Documento entregue à CPI da Covid mostra que o governo federal deixou de comprar mais vacinas do consórcio da OMS, mesmo sabendo que haveria reembolso em caso de desistência.
Um documento entregue à CPI da Covid mostra que o governo federal deixou de comprar mais vacinas do consórcio da OMS, o Covax, mesmo sabendo que haveria reembolso em caso de desistência.
O Brasil fechou contrato com o consórcio internacional Covax Facility em setembro do ano passado. Tinha duas opções de compra: 42 milhões de doses, que são suficientes para vacinar 10% da população, ou doses para 50% da população. O governo escolheu a opção com oferta menor.
O contrato foi tema dos depoimentos do ex-ministro das Relações Exteriores Ernesto Araújo e do ex-ministro da Saúde Eduardo Pazuello, responsável pela compra. Pazuello disse que escolheu o pacote menor para não comprometer recursos federais, já que o pagamento foi feito antes da entrega das vacinas.
Mas um novo documento entregue à CPI e que a TV Globo teve acesso mostra que o argumento é falho. A informação está em uma correspondência trocada entre o Itamaraty e a embaixada do Brasil na ONU e revela que, em julho do ano passado, a Aliança Mundial para Vacinas e Imunização, a Gavi, informou ao governo brasileiro que o país seria ressarcido caso desistisse de comprar as vacinas do consórcio.
No documento, os diplomatas brasileiros disseram: “No pior cenário possível, em que não se chegue à vacina em prazo razoável, ou caso os países decidam retirar seus recursos para investir em outras soluções, a Gavi informou que seria possível, a princípio, haver a devolução do montante, após o pagamento de valores reservados”.
Mesmo assim, segundo os documentos, o Brasil optou por encomendar a quantidade mínima prevista pelo consórcio.
Os senadores da CPI consideram que agora ficou claro que o governo tomou a decisão de comprar o menor pacote do Covax Facility mesmo sabendo que receberia o dinheiro de volta se fosse necessário. E somam a isso, o fato de o governo ter demorado meses para comprar as vacinas da Pfizer e do Butantan. Especialistas apontam que a falta de vacinas é uma das causas do fracasso do país no enfrentamento à pandemia.
Outros documentos do Itamaraty enviados à CPI e obtidos pela TV Globo mostram desgaste da imagem do governo brasileiro diante de países considerados aliados do governo Bolsonaro, como Israel.
Um telegrama do diplomata brasileiro Paulo César Meira de Vasconcelos, na época embaixador do Brasil em Israel, revela que apesar do apoio público de Israel ao governo Bolsonaro, o primeiro-ministro Benjamin Netanyahu disse a autoridades brasileiras, em dezembro de 2019, que o presidente Jair Bolsonaro corria risco real de ser investigado por genocídio de povos indígenas e ser responsabilizado internacionalmente por omissão na proteção da Amazônia. Na época, a política ambiental brasileira era alvo de críticas em todo o planeta por causa do recorde de incêndios na Amazônia.

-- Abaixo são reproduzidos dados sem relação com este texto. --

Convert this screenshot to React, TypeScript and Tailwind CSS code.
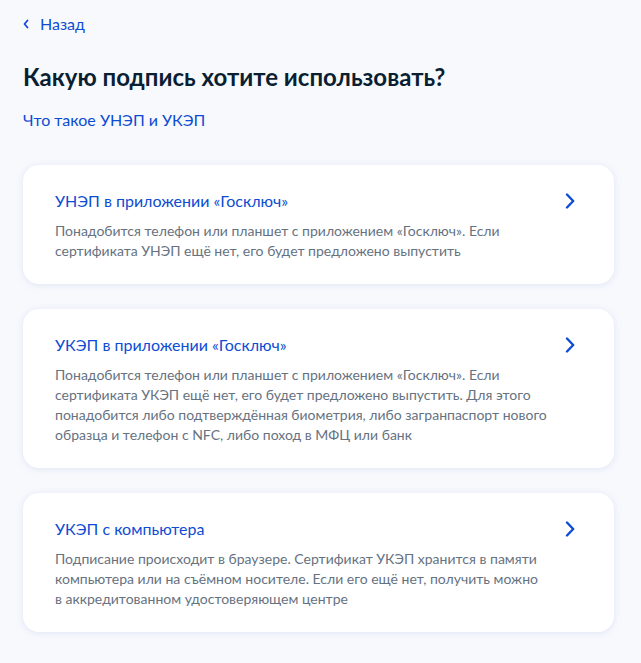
type Option = {
  title: string;
  text: string;
};

const options: Option[] = [
  {
    title: "УНЭП в приложении «Госключ»",
    text: "Понадобится телефон или планшет с приложением «Госключ». Если сертификата УНЭП ещё нет, его будет предложено выпустить",
  },
  {
    title: "УКЭП в приложении «Госключ»",
    text: "Понадобится телефон или планшет с приложением «Госключ». Если сертификата УКЭП ещё нет, его будет предложено выпустить. Для этого понадобится либо подтверждённая биометрия, либо загранпаспорт нового образца и телефон с NFC, либо поход в МФЦ или банк",
  },
  {
    title: "УКЭП с компьютера",
    text: "Подписание происходит в браузере. Сертификат УКЭП хранится в памяти компьютера или на съёмном носителе. Если его ещё нет, получить можно в аккредитованном удостоверяющем центре",
  },
];

const OptionCard = ({ title, text }: Option) => (
  <a
    href="#"
    className="flex items-start gap-[10px] rounded-2xl bg-white pl-8 pr-8 pt-6 pb-[23px] shadow-[0_1px_6px_rgba(200,212,238,0.55)]"
  >
    <div className="flex-1">
      <p className="text-base leading-6 text-[#0d4cd3]">{title}</p>
      <p className="mt-2 text-sm leading-5 text-[#66727f]">{text}</p>
    </div>
    <div className="flex h-6 w-6 items-center justify-center text-[#0d4cd3]">
      <svg width="10" height="16" viewBox="0 0 10 16" fill="none">
        <polyline
          points="2,1.5 8.2,8 2,14.5"
          stroke="currentColor"
          strokeWidth="2.4"
          strokeLinecap="round"
          strokeLinejoin="round"
        />
      </svg>
    </div>
  </a>
);

export default function App() {
  return (
    <div className="min-h-screen bg-[#f8f9fd] font-['Lato','Noto_Sans',sans-serif]">
      <div className="ml-[23px] w-[591px] pt-3 pb-8">
        <a href="#" className="flex items-center gap-[11px] text-base leading-6 text-[#0d4cd3]">
          <svg width="6" height="10" viewBox="0 0 6 10" fill="none">
            <polyline
              points="4.5,1.5 1.5,5 4.5,8.5"
              stroke="currentColor"
              strokeWidth="1.8"
              strokeLinecap="round"
              strokeLinejoin="round"
            />
          </svg>
          <span>Назад</span>
        </a>
        <h1 className="mt-[25px] text-2xl font-bold leading-8 text-[#0b1f33]">
          Какую подпись хотите использовать?
        </h1>
        <a href="#" className="mt-[15px] block text-base leading-6 text-[#0d4cd3]">
          Что такое УНЭП и УКЭП
        </a>
        <div className="mt-[33px] flex flex-col gap-[25px]">
          {options.map((o) => (
            <OptionCard key={o.title} title={o.title} text={o.text} />
          ))}
        </div>
      </div>
    </div>
  );
}
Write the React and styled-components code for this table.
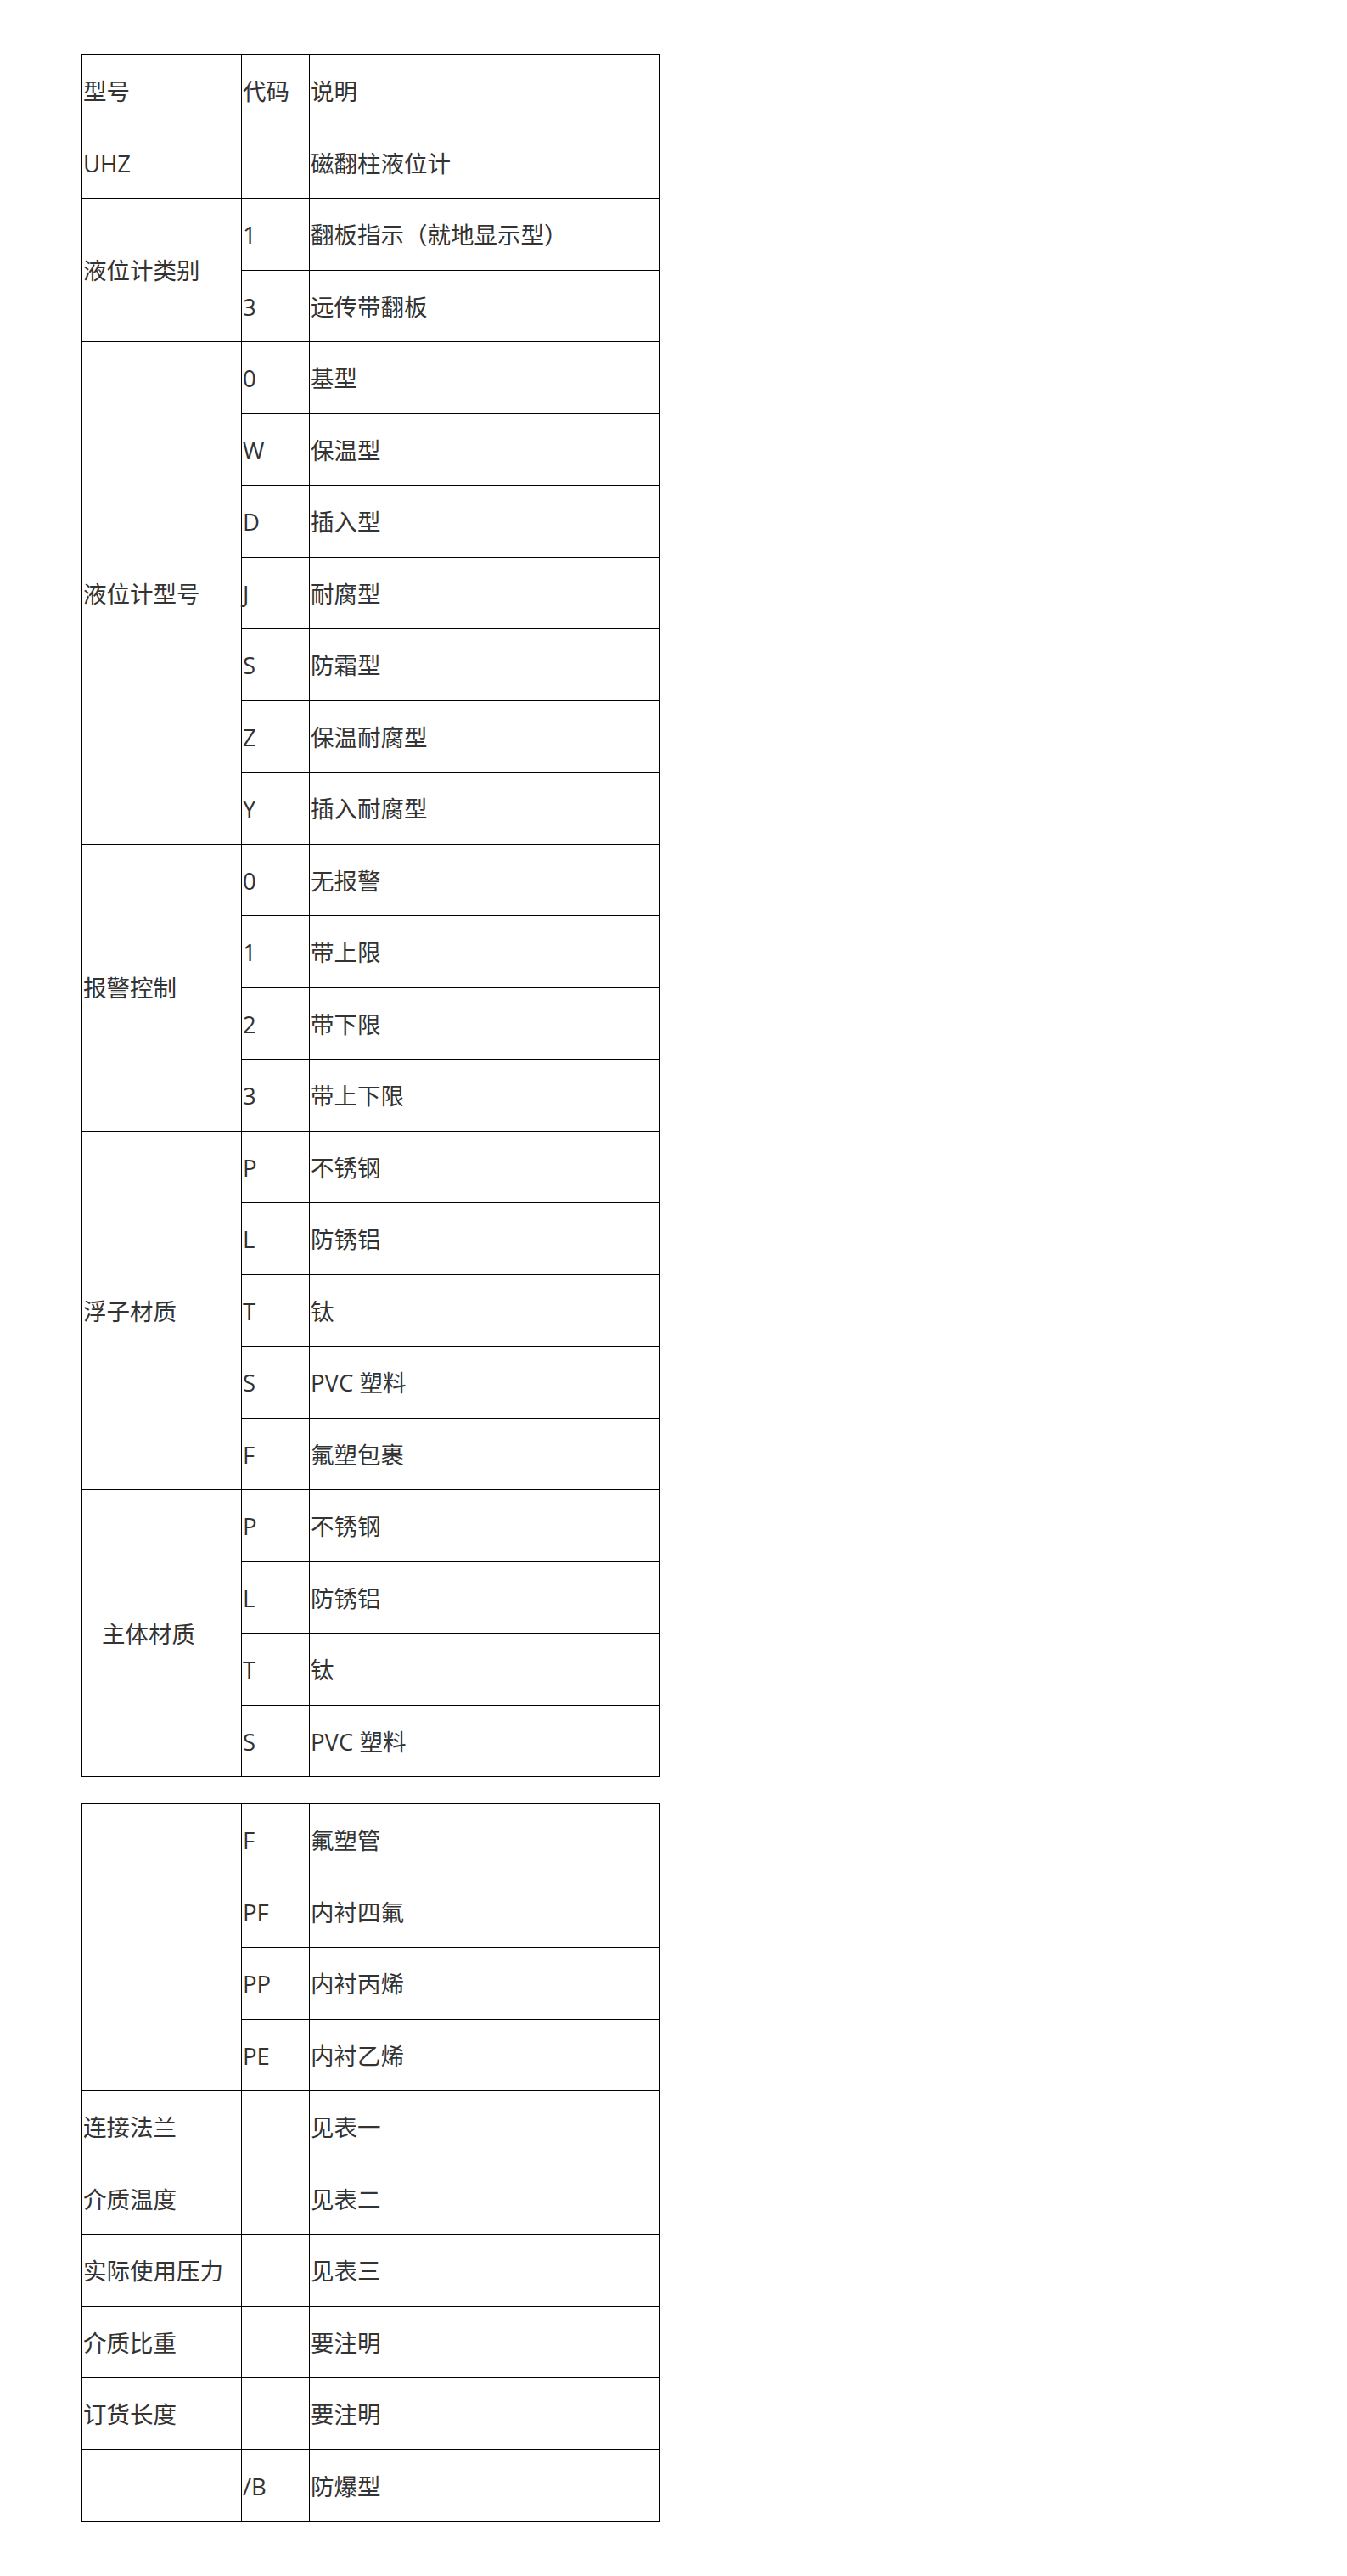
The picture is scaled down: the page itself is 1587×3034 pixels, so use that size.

No documento o então embaixador brasileiro escreveu que “parece-me seguro afirmar que pelo menos parte das autoridades locais, inclusive o primeiro-ministro, acreditam que o governo brasileiro poderia vir a ser responsabilizado internacionalmente no futuro por omissão na proteção da Amazônia e até mesmo por crimes internacionais no que se refere à proteção de povos indígenas”.
No encontro com autoridade brasileira, o primeiro-ministro israelense também deixou claro que gostaria de contar com firme apoio brasileiro a seus pleitos no Tribunal Penal Internacional “uma vez que há risco real de que o presidente Bolsonaro venha a ser investigado naquele tribunal por genocídio de povos indígenas”.